The Chicago White Sox, not that they always get the credit for it, have a philosophy, and one that works. Rather than develop from within, they prefer to acquire young veterans and slightly busted prospects who have played below their talents and fix them. Frontline starters John Danks and Gavin Floyd, middle-of-the-order threats Alex Rios and Carlos Quentin and reliever Bobby Jenks all fit the model, and so does freshly acquired starter Edwin Jackson. It's certainly possible that the Jackson trade is just prelude to a deal that would bring a desperately needed power hitter to the South Side, but for the moment we'll assume they intend to keep him.

Jackson, 27, is a pitcher with exceptional stuff and unexceptional numbers, though even those are better than they look -- his ERA may be 5.16 this year, for one, but his FIP (Fielding Independent Pitching), a more reliable gauge of how well he's been doing, is 4.27. His main problem is that he just walks too many batters: 4.02 per nine over his career, about a third as much as the league average.

If anyone is going to convince him to throw strikes, it will be White Sox manager Ozzie Guillen and pitching coach Don Cooper.
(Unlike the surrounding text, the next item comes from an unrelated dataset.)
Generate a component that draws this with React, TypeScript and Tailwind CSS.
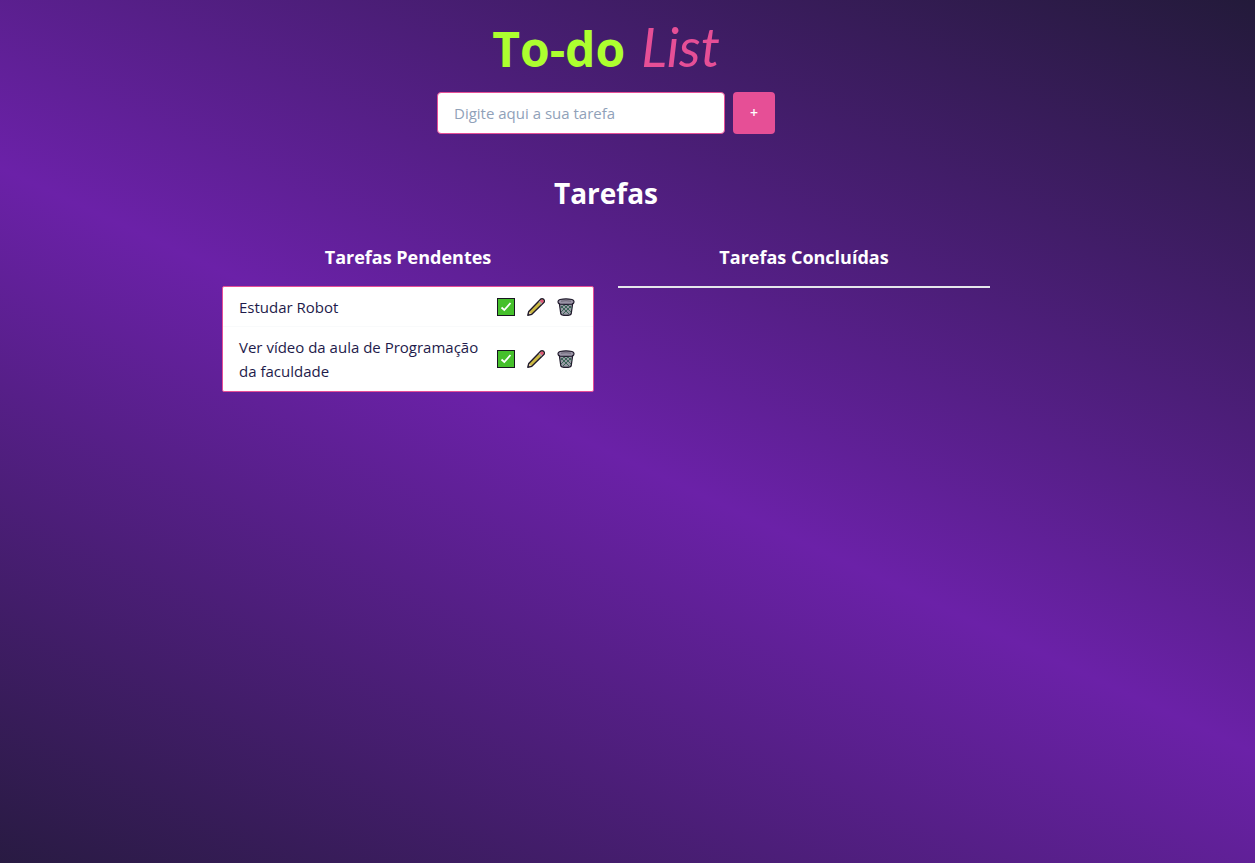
import { useState } from "react";

type Task = { id: number; text: string; done: boolean };

const initialTasks: Task[] = [
  { id: 1, text: "Estudar Robot", done: false },
  { id: 2, text: "Ver vídeo da aula de Programação da faculdade", done: false },
];

function CheckIcon() {
  return (
    <svg viewBox="0 0 18 18" className="size-[18px]" aria-hidden="true">
      <rect width="18" height="18" fill="#17151f" />
      <rect x="1" y="1" width="16" height="16" fill="#45c02b" />
      <path d="M4.5 9.5 7.3 12 13.5 5" fill="none" stroke="#fff" strokeWidth="1.8" />
    </svg>
  );
}

function PencilIcon() {
  return (
    <svg viewBox="0 0 18 18" className="size-[18px]" aria-hidden="true">
      <path d="M.8 17.2 1.8 13.4 13.4 1.4Q15 .2 16.7 1.4 18 3 16.8 4.600L4.800 16.200Z" fill="#ccb943" stroke="#201a2c" strokeWidth="1.4" strokeLinejoin="round" />
      <path d="M12.8 3 13.800 2Q15 1 16.1 2 17.1 3.200 16.200 4.300L15.2 5.300Z" fill="#e0527f" />
      <path d="M11.7 4.100 12.700 3.100 15.100 5.400 14.100 6.400Z" fill="#a9a4b4" />
      <path d="M1.8 16.300 2.400 13.900 4.400 15.700Z" fill="#e9d3ae" />
    </svg>
  );
}

function TrashIcon() {
  return (
    <svg viewBox="0 0 18 18" className="size-[18px]" aria-hidden="true">
      <path d="M2.400 6 3.800 15.800Q4.300 17.400 9 17.400T14.200 15.800L15.600 6Z" fill="#989aa5" stroke="#201a2c" strokeWidth="1.2" />
      <path d="M4 8 12 16M7 7 14 14M11 7 15 11M14 8 6 16M11 7 4 14M7 7 3.500 10.500" stroke="#3c6658" strokeWidth="1" />
      <path d="M1 4Q.8 2.200 3 1.500 9 .1 15 1.500 17.200 2.200 17 4 17 5.500 15 6 9 6.900 3 6 1 5.500 1 4Z" fill="#9a94a6" stroke="#201a2c" strokeWidth="1.2" />
      <path d="M4 3.200Q9 2.200 14 3.200" fill="none" stroke="#6d6877" strokeWidth="1" />
    </svg>
  );
}

export default function App() {
  const [tasks, setTasks] = useState(initialTasks);
  const [draft, setDraft] = useState("");

  const add = () => {
    const text = draft.trim();
    if (!text) return;
    setTasks([...tasks, { id: Date.now(), text, done: false }]);
    setDraft("");
  };
  const complete = (id: number) =>
    setTasks(tasks.map((t) => (t.id === id ? { ...t, done: true } : t)));
  const remove = (id: number) => setTasks(tasks.filter((t) => t.id !== id));
  const edit = (task: Task) => {
    setDraft(task.text);
    remove(task.id);
  };

  return (
    <div className="min-h-screen bg-[linear-gradient(25deg,#231a3a_-4%,#6b21a8_48%,#231a3a_100%)] pr-[43px] font-['Open_Sans','Noto_Sans',sans-serif] text-[#1e1b4b]">
      <main className="mx-auto flex max-w-3xl flex-col items-center pt-6">
        <h1 className="flex h-12 items-baseline gap-4 text-[48px] leading-[46px] font-bold text-[#adff2f]">
          To-do
          <span className="font-['Lato',sans-serif] text-[54px] font-normal text-[#e64f96] italic">List</span>
        </h1>

        <form
          className="mt-5 flex gap-2"
          onSubmit={(e) => {
            e.preventDefault();
            add();
          }}
        >
          <input
            aria-label="Nova tarefa"
            className="h-[42px] w-72 rounded border border-[#e64f96] bg-white px-4 text-[15px] placeholder:text-slate-400"
            placeholder="Digite aqui a sua tarefa"
            value={draft}
            onChange={(e) => setDraft(e.target.value)}
          />
          <button type="submit" aria-label="Adicionar" className="size-[42px] rounded bg-[#e64f96] text-sm font-semibold text-white">
            +
          </button>
        </form>

        <h2 className="mt-10 text-[28px] leading-[38px] font-bold text-white">Tarefas</h2>

        <div className="mt-[30px] grid w-full grid-cols-2 items-start gap-6">
          <section>
            <h3 className="text-center text-lg leading-[30px] font-bold text-white">Tarefas Pendentes</h3>
            <ul className="mt-[14px] rounded-xs border border-[#e64f96] bg-white">
              {tasks.filter((t) => !t.done).map((task) => (
                <li key={task.id} className="flex items-center justify-between gap-3 py-2 pr-[18px] pl-4 text-[15px] leading-6 not-first:shadow-[0_-1px_0_#f9fafb]">
                  <span>{task.text}</span>
                  <span className="flex shrink-0 gap-3">
                    <button type="button" aria-label="Concluir" onClick={() => complete(task.id)}><CheckIcon /></button>
                    <button type="button" aria-label="Editar" onClick={() => edit(task)}><PencilIcon /></button>
                    <button type="button" aria-label="Excluir" onClick={() => remove(task.id)}><TrashIcon /></button>
                  </span>
                </li>
              ))}
            </ul>
          </section>
          <section>
            <h3 className="text-center text-lg leading-[30px] font-bold text-white">Tarefas Concluídas</h3>
            <ul className="mt-[14px] border border-gray-200 bg-white">
              {tasks.filter((t) => t.done).map((task) => (
                <li key={task.id} className="px-4 py-2 text-[15px] leading-6 line-through">{task.text}</li>
              ))}
            </ul>
          </section>
        </div>
      </main>
    </div>
  );
}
The Sox have ranked at or below the league average in walk rate every year of Guillen's tenure, and Floyd, whose walk rate fell by about half after his arrival on the South Side, is a perfect example of the duo's ability to tame wild pitchers. Add in their apparent ability to coax their pitchers into avoiding the longball -- the Sox have picked up about 25 runs this year just by allowing a lower home run-to-fly ball ratio at home than logic says they should -- and they're perfectly situated to get the most out of Jackson's gifts.

The other side of the deal is Daniel Hudson, the Sox's top prospect and one who profiles as a reasonable mid-rotation starter. Usually, it would be silly to surrender a pitcher theoretically capable of average pitching, and who would cost just a hair over $1 million over the next three years, for a slightly better pitcher due $8.35 million next year alone. The Sox, though, very rarely surrender young players who amount to anything, and are in a tight race in the AL Central where the win or so they might pick up by swapping out Hudson for Jackson might well mean the difference between making the playoffs and not. They should get the benefit of the doubt.

The real problem here is that trading for a pitcher does nothing to directly solve the team's real needs. Their left fielders have hit for a .651 OPS this year, worst in the American League, and their designated hitters have hit for a lousy .704. GM Ken Williams could do nothing more to help his team's chances than replacing Juan Pierre or Mark Kotsay, and preferably both. And by trading Hudson, they've gotten rid of their most valuable chit.

If by the end of the day the team has someone like Adam Dunn or Lance Berkman in hand, with Jackson having been replaced by someone like Brett Myers, all will be well. If this ends up being their sole move, it will, however defensible a move, have been an exercise in missing the point.